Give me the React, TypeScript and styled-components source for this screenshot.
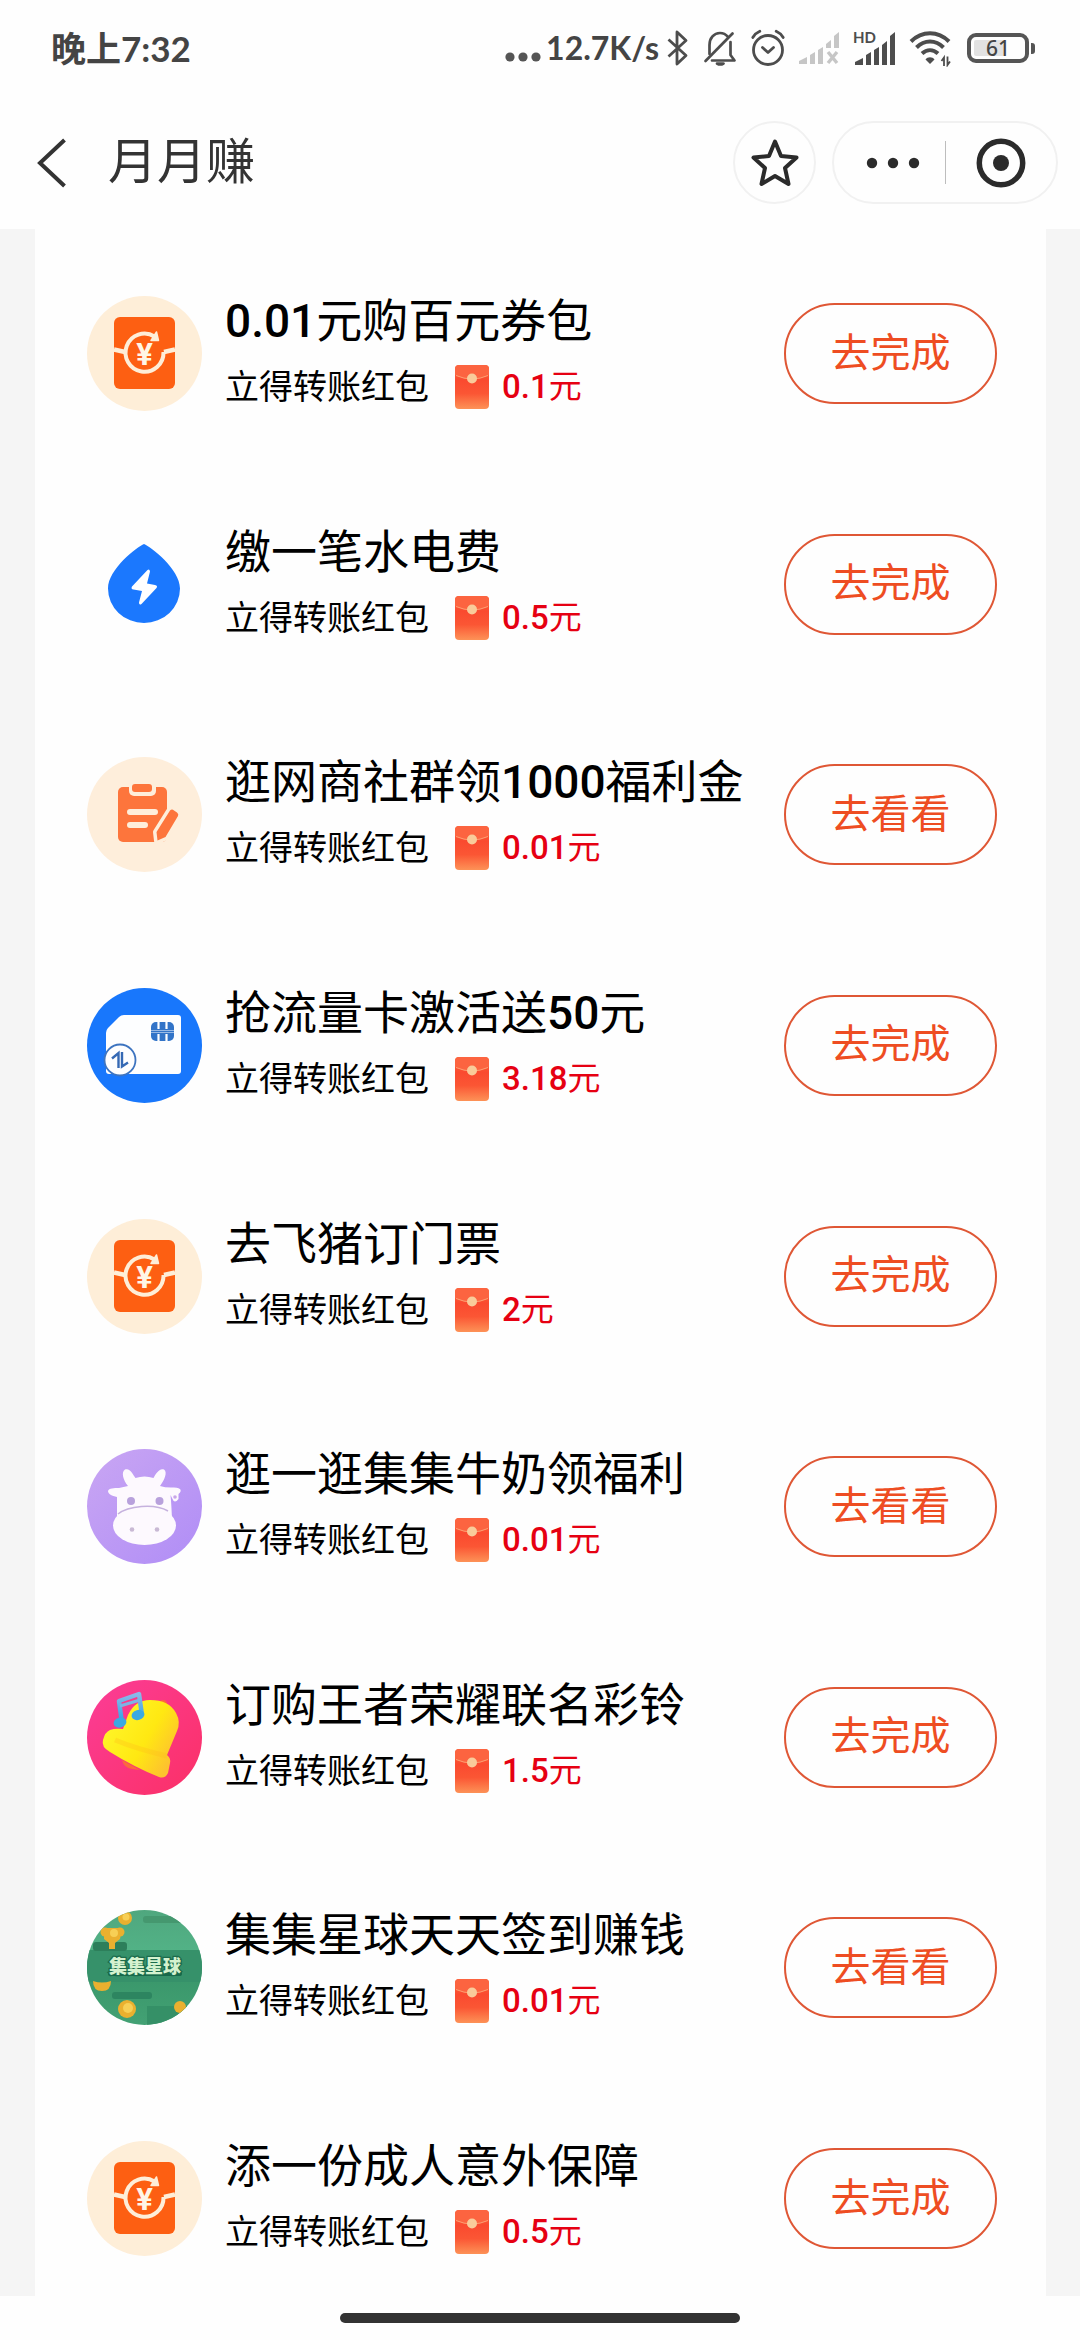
import React from 'react';
import styled, { createGlobalStyle } from 'styled-components';

const GlobalStyle = createGlobalStyle`
  *, *::before, *::after { box-sizing: border-box; }
  body {
    margin: 0;
    background: #fefefe;
    color: #000;
    font-family: Roboto, "Noto Sans CJK SC", sans-serif;
  }
  button { font: inherit; color: inherit; background: none; border: 0; padding: 0; cursor: pointer; }
  svg { display: block; flex: none; }
`;

const Page = styled.div`
  min-height: 100vh;
  display: flex;
  flex-direction: column;
`;

const StatusBar = styled.div`
  display: flex;
  align-items: center;
  justify-content: space-between;
  height: 96px;
  padding: 0 45px 0 51px;
  color: #444;
  font-family: Lato, "Noto Sans CJK SC", sans-serif;
  font-weight: 700;
  font-size: 35px;
  line-height: 40px;
`;

const StatusIcons = styled.div`
  display: flex;
  align-items: center;
  gap: 14px;
`;

const NetSpeed = styled.span`
  display: flex;
  align-items: center;
  gap: 5px;
  margin-right: -6px;
  font-size: 32px;
`;

const Battery = styled.span`
  display: flex;
  align-items: center;
  gap: 2px;
  &::after {
    content: "";
    width: 4px;
    height: 11px;
    border-radius: 0 3px 3px 0;
    background: #555;
  }
`;

const BatteryBody = styled.span`
  width: 62px;
  height: 30px;
  border: 4px solid #555;
  border-radius: 9px;
  background: linear-gradient(90deg, #e2e2e2 61%, #fefefe 61%) content-box;
  padding: 3px;
  display: flex;
  align-items: center;
  justify-content: center;
  font-family: "Noto Sans", sans-serif;
  font-weight: 500;
  font-size: 21px;
  line-height: 20px;
`;

const TitleBar = styled.header`
  display: flex;
  align-items: center;
  height: 133px;
  padding: 0 22px 0 36px;
  color: #333;
`;

const BackButton = styled.button`
  width: 72px;
  height: 82px;
  display: flex;
  align-items: center;
`;

const PageTitle = styled.h1`
  flex: 1;
  margin: 0;
  font-weight: 400;
  font-size: 49px;
  line-height: 64px;
`;

const StarButton = styled.button`
  width: 83px;
  height: 83px;
  border: 2px solid #f1f1f1;
  border-radius: 50%;
  display: grid;
  place-items: center;
  margin-right: 16px;
`;

const Capsule = styled.div`
  width: 226px;
  height: 83px;
  border: 2px solid #f1f1f1;
  border-radius: 42px;
  display: flex;
  align-items: center;
`;

const CapsuleButton = styled.button`
  flex: 0 0 50%;
  height: 100%;
  display: grid;
  place-items: center;
  &:first-child {
    padding-left: 6px;
  }
  & + & {
    position: relative;
  }
  & + &::before {
    content: "";
    position: absolute;
    left: 0;
    top: 18px;
    bottom: 18px;
    width: 1px;
    background: #bdbdbd;
  }
`;

const Main = styled.main`
  flex: 1;
  display: flex;
  padding: 0 34px 0 35px;
  background: #f5f5f5;
`;

const TaskList = styled.ul`
  flex: 1;
  margin: 0;
  padding: 67px 49px 40px 52px;
  list-style: none;
  background: #fefefe;
  display: flex;
  flex-direction: column;
  justify-content: space-between;
`;

const TaskRow = styled.li`
  display: flex;
  align-items: center;
  height: 115px;
`;

const TaskText = styled.div`
  flex: 1;
  min-width: 0;
  padding-left: 23px;
`;

const TaskName = styled.h2`
  margin: 0;
  font-weight: 400;
  font-size: 46px;
  line-height: 54px;
  white-space: nowrap;
`;

const Digits = styled.span`
  font-weight: 500;
`;

const TaskReward = styled.p`
  display: flex;
  align-items: center;
  height: 52px;
  margin: 13px 0 0;
  font-size: 34px;
  line-height: 52px;
`;

const RewardAmount = styled.strong`
  display: flex;
  align-items: center;
  gap: 13px;
  margin-left: 26px;
  color: #e60012;
  font-weight: 400;
  font-size: 33px;
`;

const ActionButton = styled.button`
  flex: none;
  width: 213px;
  height: 101px;
  border: 2px solid #df5735;
  border-radius: 51px;
  color: #ee4d22;
  font-size: 40px;
  line-height: 60px;
`;

const HomeIndicator = styled.footer`
  height: 44px;
  display: flex;
  align-items: center;
  justify-content: center;
  &::before {
    content: "";
    width: 37%;
    height: 10px;
    border-radius: 5px;
    background: #333;
  }
`;

/* ---------- status bar glyphs ---------- */

const Dots = () => (
  <svg width="36" height="34" viewBox="0 0 36 34" fill="#555">
    <circle cx="5" cy="26" r="4.6" />
    <circle cx="18" cy="26" r="4.6" />
    <circle cx="31" cy="26" r="4.6" />
  </svg>
);

const Bluetooth = () => (
  <svg width="22" height="36" viewBox="0 0 22 36" fill="none" stroke="#4d4d4d" strokeWidth="2.8" strokeLinejoin="round">
    <path d="M1.500 9.500 19 25.500 10 34V2l9 8.500L1.500 26.500" />
  </svg>
);

const Muted = () => (
  <svg width="34" height="36" viewBox="0 0 34 36" fill="none" stroke="#4d4d4d" strokeWidth="2.700" strokeLinecap="round" strokeLinejoin="round">
    <path d="M6.500 24V15C6.500 8 11 3 17 3c3.500 0 6 1.500 8 3.800M27.500 12v13l4 5.500H9" />
    <path d="M29.500 3.500 2.500 31" />
    <path d="M14 33.500c2 1.200 4.500 1.200 6.500 0z" fill="#4d4d4d" />
  </svg>
);

const Alarm = () => (
  <svg width="34" height="38" viewBox="0 0 34 38" fill="none" stroke="#4d4d4d" strokeWidth="2.800" strokeLinecap="round" strokeLinejoin="round">
    <circle cx="17" cy="21" r="14.500" />
    <path d="M1.800 8.500C3.500 5.500 6 3.500 8.800 2.300M32.200 8.500c-1.700-3-4.200-5-7-6.200M11.500 18.500l5.500 5 5.500-5" />
  </svg>
);

const SignalNone = () => (
  <svg width="40" height="34" viewBox="0 0 40 34" fill="#c6c6c6">
    <path d="M0 33v-3l8-4v7zM11 24l5-3v12h-5zM19 19l5-3v17h-5zM27 13l5-4v8h-5zM35 5l5-4v16h-5z" />
    <path d="m29 21 9 11M38 21l-9 11" stroke="#c6c6c6" strokeWidth="3.400" />
  </svg>
);

const HdLabel = styled.text`
  font-family: Lato, sans-serif;
  font-weight: 700;
  font-size: 15px;
`;

const SignalHd = () => (
  <svg width="42" height="48" viewBox="0 -6 42 48" fill="#4d4d4d">
    <HdLabel x="0" y="13">HD</HdLabel>
    <path d="M2 35v-3l8-4v7zM13 25l5-3v13h-5zM21 20l5-3v18h-5zM29 15l5-4v24h-5zM37 6l5-4v33h-5z" />
  </svg>
);

const Wifi = () => (
  <svg width="44" height="38" viewBox="0 0 44 38" fill="none" stroke="#4d4d4d" strokeWidth="4">
    <path d="M2 12.500c11-11 27-11 38 0M7.500 18.500c8-8 19-8 27 0M13 24.500c5-4.500 11-4.500 16 0" />
    <path d="m21 35-4.500-4.500c2-3 7-3 9 0z" fill="#4d4d4d" stroke="none" />
    <path d="M35 37V28.500l-2.500 3.500M38.500 27.500V36l2.500-3.500" strokeWidth="1.800" />
  </svg>
);

/* ---------- title bar glyphs ---------- */

const Back = () => (
  <svg width="32" height="50" viewBox="0 0 32 50" fill="none" stroke="#333" strokeWidth="4">
    <path d="M28.500 2 4 25l24.500 23" />
  </svg>
);

const Star = () => (
  <svg width="48" height="50" viewBox="0 0 48 50" fill="none" stroke="#2b2b2b" strokeWidth="4" strokeLinejoin="round">
    <path d="M24 3.500l6 14.500 15.500 1.500-11.500 10.500 3.500 16L24 38 10.500 46 14 30 2.500 19.500 18 18z" />
  </svg>
);

const More = () => (
  <svg width="54" height="12" viewBox="0 0 54 12" fill="#2b2b2b">
    <circle cx="6" cy="6" r="5.200" />
    <circle cx="27" cy="6" r="5.200" />
    <circle cx="48" cy="6" r="5.200" />
  </svg>
);

const Target = () => (
  <svg width="50" height="50" viewBox="0 0 50 50">
    <circle cx="25" cy="25" r="21.700" fill="none" stroke="#2b2b2b" strokeWidth="5.500" />
    <circle cx="25" cy="25" r="8" fill="#2b2b2b" />
  </svg>
);

/* ---------- task artwork ---------- */

const Art = ({ children }: { children: React.ReactNode }) => (
  <svg width="115" height="115" viewBox="0 0 115 115" aria-hidden="true">
    {children}
  </svg>
);

const YenMark = styled.text`
  font-family: Roboto, sans-serif;
  font-weight: 700;
  font-size: 31px;
`;

const LogoWord = styled.text`
  font-family: "Noto Sans CJK SC", sans-serif;
  font-weight: 900;
  font-size: 18px;
`;

const CouponArt = () => (
  <Art>
    <circle cx="57.500" cy="57.500" r="57.500" fill="#feeed8" />
    <rect x="27" y="21" width="61" height="72" rx="6" fill="#fd5f12" />
    <path d="M27 53.500 38 56M77 56l11-2.500" stroke="#feeed8" strokeWidth="4.500" fill="none" />
    <circle cx="57.500" cy="57" r="18" fill="#fd5f12" />
    <path d="M76.500 56a19 19 0 1 1-9-15.500" stroke="#feeed8" strokeWidth="4" fill="none" />
    <path d="M64 44.500 69.500 36l2 8.500z" fill="#feeed8" stroke="#feeed8" strokeWidth="1.500" strokeLinejoin="round" />
    <YenMark x="57.500" y="68.500" textAnchor="middle" fill="#fff5e6">¥</YenMark>
  </Art>
);

const UtilityArt = () => (
  <Art>
    <path d="M57 17c7 3 36 25 36 44.500a36 34.500 0 0 1-72 0C21 42 50 20 57 17z" fill="#1b78fe" />
    <path d="M60.500 43 45 59.500q-1.500 2.500 1.500 3l8.500 1.500-3 11.500q0 3 2.500 1.500L69.500 61q1.500-2.500-1.500-3l-8-1.500 3-12q-.500-3-2.500-1.500z" fill="#fff" />
  </Art>
);

const ClipboardArt = () => (
  <Art>
    <circle cx="57.500" cy="57.500" r="57.500" fill="#feeedb" />
    <rect x="31" y="30" width="49" height="55" rx="5" fill="#fd753c" />
    <rect x="42" y="23" width="27" height="16" rx="5" fill="#feeedb" />
    <rect x="45" y="27" width="20" height="8" rx="3" fill="#fd753c" />
    <path d="M43 55h25M43 68h15" stroke="#feeedb" strokeWidth="6" strokeLinecap="round" />
    <path d="M83 53.500q2-2 4 0l3 2q2 1.500 1 3.500L78.500 80 70.500 83.500 69.500 75z" fill="#fd753c" stroke="#feeedb" strokeWidth="7" strokeLinejoin="round" />
    <path d="M83 53.500q2-2 4 0l3 2q2 1.500 1 3.500L78.500 80 70.500 83.500 69.500 75z" fill="#fd753c" />
  </Art>
);

const SimArt = () => (
  <Art>
    <circle cx="57.500" cy="57.500" r="57.500" fill="#1877fc" />
    <path d="M37 27h54q3 0 3 3v53q0 3-3 3H22q-3 0-3-3V45q0-3 2-5L32 29q2-2 5-2z" fill="#fdfeff" />
    <rect x="64" y="34" width="23" height="19" rx="5" fill="#3274c8" />
    <path d="M64 43.500h23M71.500 34v7M79.500 34v7M71.500 46v7M79.500 46v7" stroke="#fdfeff" strokeWidth="2.200" />
    <path d="M64 43.500h23" stroke="#3274c8" strokeWidth="1" />
    <circle cx="33" cy="72" r="15.500" fill="#fdfeff" stroke="#3d74c0" strokeWidth="1.800" />
    <path d="M25 70.500l6.500-5.500v15M35 64v14.500l6-4" fill="none" stroke="#3569b4" strokeWidth="2.400" />
  </Art>
);

const CowArt = () => (
  <Art>
    <defs>
      <linearGradient id="cow-bg" x1="0" y1="0" x2="1" y2="1">
        <stop offset="0" stopColor="#c9a6f3" />
        <stop offset="1" stopColor="#b08df6" />
      </linearGradient>
    </defs>
    <circle cx="57.500" cy="57.500" r="57.500" fill="url(#cow-bg)" />
    <g fill="#fdf9fe">
      <path d="M41 37c-5-6-7-14-3-16.500 5-2 8 5 10.500 8.500q9-3 18 0c2-4 6-10.500 10.500-8.500 4 3 0 11-4 16.500q6 2 14 1.500c8 0 8 4 4.500 6.500V50q-4 5-6 0l-2-4q1 10 1.500 25H30V48c-5-1-9-3-9-6 1-3 6-3 11-3z" />
      <ellipse cx="57.500" cy="76.500" rx="31.500" ry="19.500" />
    </g>
    <path d="M31 65c10-8 36-11 50-3" fill="none" stroke="#c6b2de" strokeWidth="1.600" />
    <circle cx="44" cy="52" r="4" fill="#b8a1dc" />
    <circle cx="72.500" cy="52" r="4" fill="#b8a1dc" />
    <circle cx="45" cy="80.500" r="2.300" fill="#c9b9d4" />
    <circle cx="70" cy="80.500" r="2.300" fill="#c9b9d4" />
    <circle cx="88" cy="48" r="1.800" fill="#c9a6e8" />
  </Art>
);

const BellArt = () => (
  <Art>
    <defs>
      <linearGradient id="bell-bg" x1="0" y1="0" x2="1" y2="1">
        <stop offset="0" stopColor="#fb3d97" />
        <stop offset="1" stopColor="#fb3066" />
      </linearGradient>
      <linearGradient id="bell-body" x1="0" y1="0" x2="1" y2=".600">
        <stop offset="0" stopColor="#fffa30" />
        <stop offset=".650" stopColor="#ffe812" />
        <stop offset="1" stopColor="#fdc22e" />
      </linearGradient>
      <linearGradient id="bell-note" x1="0" y1="0" x2="0" y2="1">
        <stop offset="0" stopColor="#8bb9e8" />
        <stop offset="1" stopColor="#29a3e6" />
      </linearGradient>
    </defs>
    <circle cx="57.500" cy="57.500" r="57.500" fill="url(#bell-bg)" />
    <path d="M73 21q5-3 7 2l2 6zM35 80q2 8 10 9l8 1z" fill="#fb6a3c" />
    <path d="M23 50q5-2 13-1l5-14q7-15 22-15 19 0 26 13 5 9 1 18L80 75q4 3 3 8l-2 10q-3 6-9 4-25-10-49-25-9-5-7-12 2-8 7-10z" fill="url(#bell-body)" />
    <path d="M28 60q22 9 52 16" fill="none" stroke="#ffb81c" strokeOpacity=".300" strokeWidth="5" />
    <path d="M35 43 32 21l20-7 3 21" fill="none" stroke="url(#bell-note)" strokeWidth="4.500" strokeLinejoin="round" />
    <path d="M33 26l20-6" stroke="#7db4e4" strokeWidth="3" />
    <ellipse cx="33" cy="42.500" rx="6.500" ry="5" fill="#3ba9e2" transform="rotate(-15 33 42.500)" />
    <ellipse cx="51" cy="35" rx="6.500" ry="5" fill="#3ba9e2" transform="rotate(-15 51 35)" />
  </Art>
);

const PlanetArt = () => (
  <Art>
    <defs>
      <clipPath id="planet-clip">
        <circle cx="57.500" cy="57.500" r="57.500" />
      </clipPath>
      <linearGradient id="planet-bg" x1="0" y1="0" x2="0" y2="1">
        <stop offset="0" stopColor="#4fa77e" />
        <stop offset=".350" stopColor="#52b286" />
        <stop offset=".450" stopColor="#379468" />
        <stop offset="1" stopColor="#43a174" />
      </linearGradient>
    </defs>
    <g clipPath="url(#planet-clip)">
      <rect width="115" height="115" fill="url(#planet-bg)" />
      <rect y="40" width="115" height="32" fill="#36916a" />
      <rect x="6" y="32" width="34" height="9" rx="3" fill="#2d7f5b" />
      <rect x="56" y="6" width="44" height="7" rx="3" fill="#45986f" />
      <rect x="25" y="82" width="40" height="7" rx="3" fill="#2d8560" />
      <rect x="60" y="96" width="55" height="19" fill="#359067" />
      <rect x="21" y="61" width="74" height="5" rx="2" fill="#17684a" />
      <g fill="#eab02f">
        <circle cx="38" cy="8" r="7" />
        <circle cx="40" cy="99" r="9" />
        <circle cx="93" cy="97" r="6" />
        <path d="M6 71q9 3 18 0 0 10-9 10T6 71z" />
        <path d="M17 18h18l-2 11-5 4v6h-6v-6l-5-4z" />
        <circle cx="18" cy="22" r="4.500" />
        <circle cx="33" cy="22" r="4.500" />
      </g>
      <g fill="#f7cf55">
        <circle cx="39" cy="7" r="3.500" />
        <circle cx="41" cy="98" r="5" />
        <circle cx="27" cy="23" r="4" />
      </g>
      <LogoWord x="58" y="63" textAnchor="middle" fill="#d4f2cf" stroke="#1c6b4c" strokeWidth="2.500" paintOrder="stroke">
        集集星球
      </LogoWord>
    </g>
  </Art>
);

const Envelope = () => (
  <svg width="34" height="44" viewBox="0 0 34 44" aria-hidden="true">
    <defs>
      <linearGradient id="envelope-body" x1="0" y1="0" x2="0" y2="1">
        <stop offset="0" stopColor="#fb6a3b" />
        <stop offset=".350" stopColor="#fa4a2f" />
        <stop offset=".650" stopColor="#fb5634" />
        <stop offset="1" stopColor="#fd9257" />
      </linearGradient>
    </defs>
    <rect width="34" height="44" rx="4" fill="url(#envelope-body)" />
    <path d="M0 10q17 8 34 0V4q0-4-4-4H4Q0 0 0 4z" fill="#fc6440" />
    <path d="M1 10.500q16 7 32 0" fill="none" stroke="#fda174" strokeWidth="1" />
    <circle cx="17" cy="13.500" r="5" fill="#f9cb9a" />
  </svg>
);

/* ---------- data ---------- */

type Task = {
  art: () => React.ReactElement;
  name: string;
  amount: string;
  action: string;
};

const tasks: Task[] = [
  { art: CouponArt, name: '0.01元购百元券包', amount: '0.1元', action: '去完成' },
  { art: UtilityArt, name: '缴一笔水电费', amount: '0.5元', action: '去完成' },
  { art: ClipboardArt, name: '逛网商社群领1000福利金', amount: '0.01元', action: '去看看' },
  { art: SimArt, name: '抢流量卡激活送50元', amount: '3.18元', action: '去完成' },
  { art: CouponArt, name: '去飞猪订门票', amount: '2元', action: '去完成' },
  { art: CowArt, name: '逛一逛集集牛奶领福利', amount: '0.01元', action: '去看看' },
  { art: BellArt, name: '订购王者荣耀联名彩铃', amount: '1.5元', action: '去完成' },
  { art: PlanetArt, name: '集集星球天天签到赚钱', amount: '0.01元', action: '去看看' },
  { art: CouponArt, name: '添一份成人意外保障', amount: '0.5元', action: '去完成' },
];

/* Numbers inside a phrase are set heavier than the characters around them. */
const Phrase = ({ text }: { text: string }) => (
  <span>
    {text
      .split(/([\d.]+)/)
      .filter(Boolean)
      .map((part, i) => (/\d/.test(part) ? <Digits key={i}>{part}</Digits> : part))}
  </span>
);

export default function App() {
  return (
    <Page>
      <GlobalStyle />
      <StatusBar>
        <span>晚上7:32</span>
        <StatusIcons>
          <NetSpeed>
            <Dots />
            12.7K/s
          </NetSpeed>
          <Bluetooth />
          <Muted />
          <Alarm />
          <SignalNone />
          <SignalHd />
          <Wifi />
          <Battery>
            <BatteryBody>61</BatteryBody>
          </Battery>
        </StatusIcons>
      </StatusBar>
      <TitleBar>
        <BackButton aria-label="返回">
          <Back />
        </BackButton>
        <PageTitle>月月赚</PageTitle>
        <StarButton aria-label="收藏">
          <Star />
        </StarButton>
        <Capsule>
          <CapsuleButton aria-label="更多">
            <More />
          </CapsuleButton>
          <CapsuleButton aria-label="关闭">
            <Target />
          </CapsuleButton>
        </Capsule>
      </TitleBar>
      <Main>
        <TaskList>
          {tasks.map(({ art: Artwork, name, amount, action }) => (
            <TaskRow key={name}>
              <Artwork />
              <TaskText>
                <TaskName>
                  <Phrase text={name} />
                </TaskName>
                <TaskReward>
                  立得转账红包
                  <RewardAmount>
                    <Envelope />
                    <Phrase text={amount} />
                  </RewardAmount>
                </TaskReward>
              </TaskText>
              <ActionButton>{action}</ActionButton>
            </TaskRow>
          ))}
        </TaskList>
      </Main>
      <HomeIndicator />
    </Page>
  );
}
************
• _Work instructions_:
Extract every line that has the string "components" in it.

• _Written reply_:
Give me the React, TypeScript and styled-components source for this screenshot.
import styled, { createGlobalStyle } from 'styled-components';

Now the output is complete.